Defect Removal Efficiency (# defects removed divided by the number of engineer hours to find and fix them) is a measure of the cost-effectiveness of our defect removal activities. If our engineers spent a total of 100 hours on the Peer reviews and the resulting bug fixes that removed 375 defects, then the efficiency of our peer reviews were 3.75 Defects per Hour (3.75 D/H).

Quality Planning by the Numbers

How might we use the three metrics described above to make our Quality Planning more concrete? Suppose that one of our project objectives is to improve delivered product quality by at least 25% over the average of prior projects. The following steps would lead us to a good Quality Plan.

1) Compute the average defect density achieved on those prior projects. If those projects comprised a total of 150,000 lines of source code, and they delivered 750 defects combined, then the average defect density at delivery was 750/150 = 5 D/KLOC. In addition, if they detected a total of 1500 defects during system testing, we can say that System testing usually detects a density of 1500/150 = 10 D/KLOC. We can make the same computation for any reviews or other testing that we have data for.

2) Compute the average defect removal effectiveness for the various testing and reviews that were done on those prior projects. If those projects removed a total of 5000 defects during peer reviews, 1500 defects during System Test, and delivered 750 defects to the customers, then the average effectiveness of those activities were: 5000/(5000+1500+750) = 69% for Peer Reviews, and 1500/(1500+750) =67% for System test.

3) Compute the average Defect Removal Efficiency of each activity on those prior projects. If those projects spent 1000 hours removing 5000 defects during Peer reviews, then the Peer review efficiency was 5000/1000 = 5 D/H. And if they spent 2000 hours removing 1500 defects during system test, then their testing efficiency was 1500/2000 = 0.75 D/H.

4) Set goals on the current project for delivered defects as well as defects detected at each phase. The project's objective is to reduce delivered defects by 25%, os our target is to deliver (1.0-0.25) x 5 = 3.75 D/KLOC. If the estimated size of the product will be 10,000 LOC, then we must deliver no more than 37 defects.

Quality Activities

Of course, achieving the project goal of 25% reduction in delivered defects will require that you make some changes in your quality-related activities. If you do the same things as before, then you are likely to achieve the same results! But what kind of changes should you make? Potential changes fall into four categories that you can mix and match to get the results you need.

1) Add more defect removal activities to the project. If you have not been including peer reviews, then add some. If you have been reviewing designs but not code, add code reviews. Of course you need to balance the cost of these new activities with the benefit you expect from them. If you don't have effectiveness and efficiency numbers for these activities from your organization, the best you can do is to base your decision on industry averages.

2) Replace some defect removal activities with more effective ones (or more efficient ones, which would allow you to do more with the same engineering hours). If prior projects reviewed 20% of the code and had good effectiveness and efficiency numbers for those reviews, then do more reviews this time (maybe 75% or even 100% of the code), stealing the hours from a less effective or efficient activity like system test.

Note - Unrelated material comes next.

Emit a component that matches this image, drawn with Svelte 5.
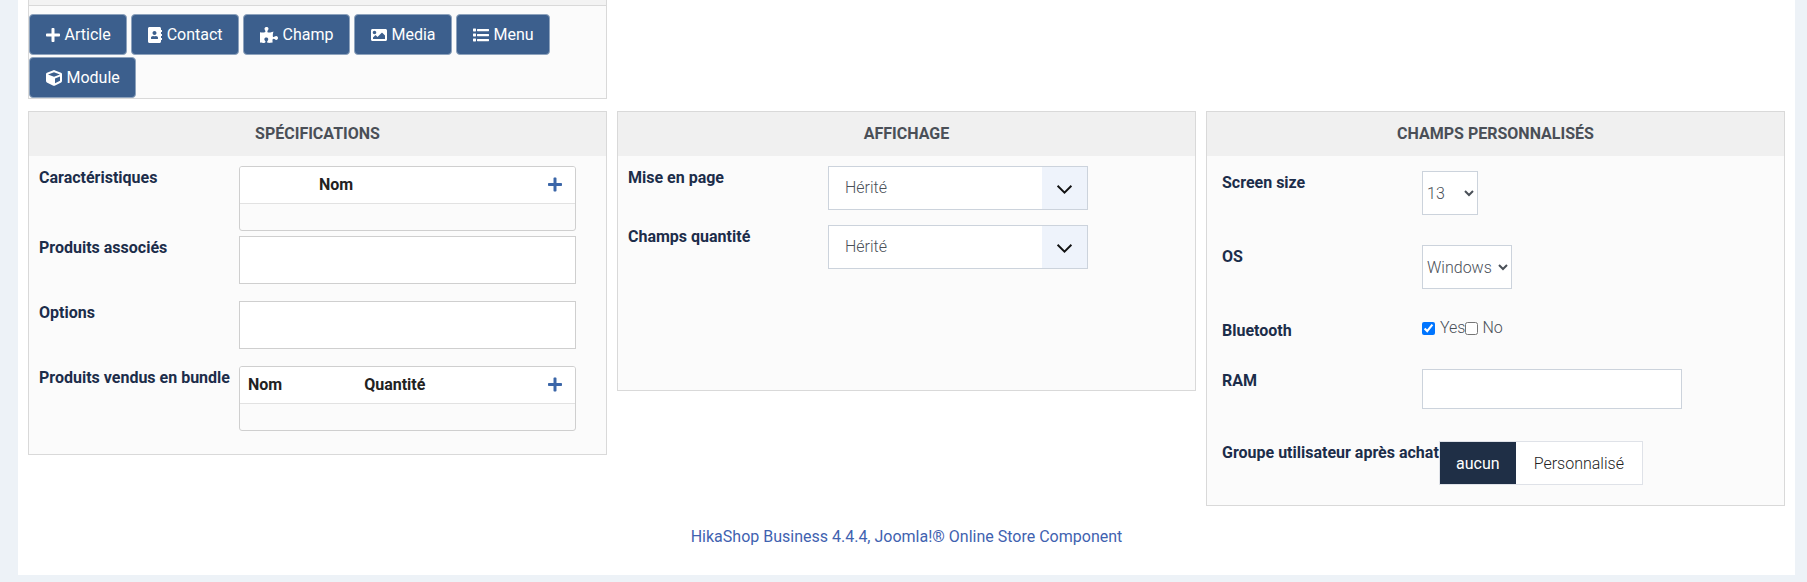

3) Improve the efficiency or effectiveness of the activities you do. If your peer reviews are catching only 50% of the existing defects, perhaps some training and a better review process could increase their effectiveness to 60% or 70% this time.

4) Inject fewer defects in the first place. This requires doing causal analysis on the defects that were delivered on those prior projects. You may be able to inject fewer defects by adopting a design methodology, establishing coding standards, installing a tool that will help programmers to be more consistent in their engineering work, or many other actions. Exactly what will pay off will depend on the nature of the defects that have historically been delivered.

Measure Quality Starting Now

Many of the quality metrics you need are available in your prior projects' data. Those that are not available give you clear insight into what metrics you should begin collecting in order to gain a quantitative understanding of Quality.

With a crisp quantitative understanding of quality, you will be able to make clear and actionable Quality Plans for your projects, and deliver not just the product that is needed, but the quality levels as well.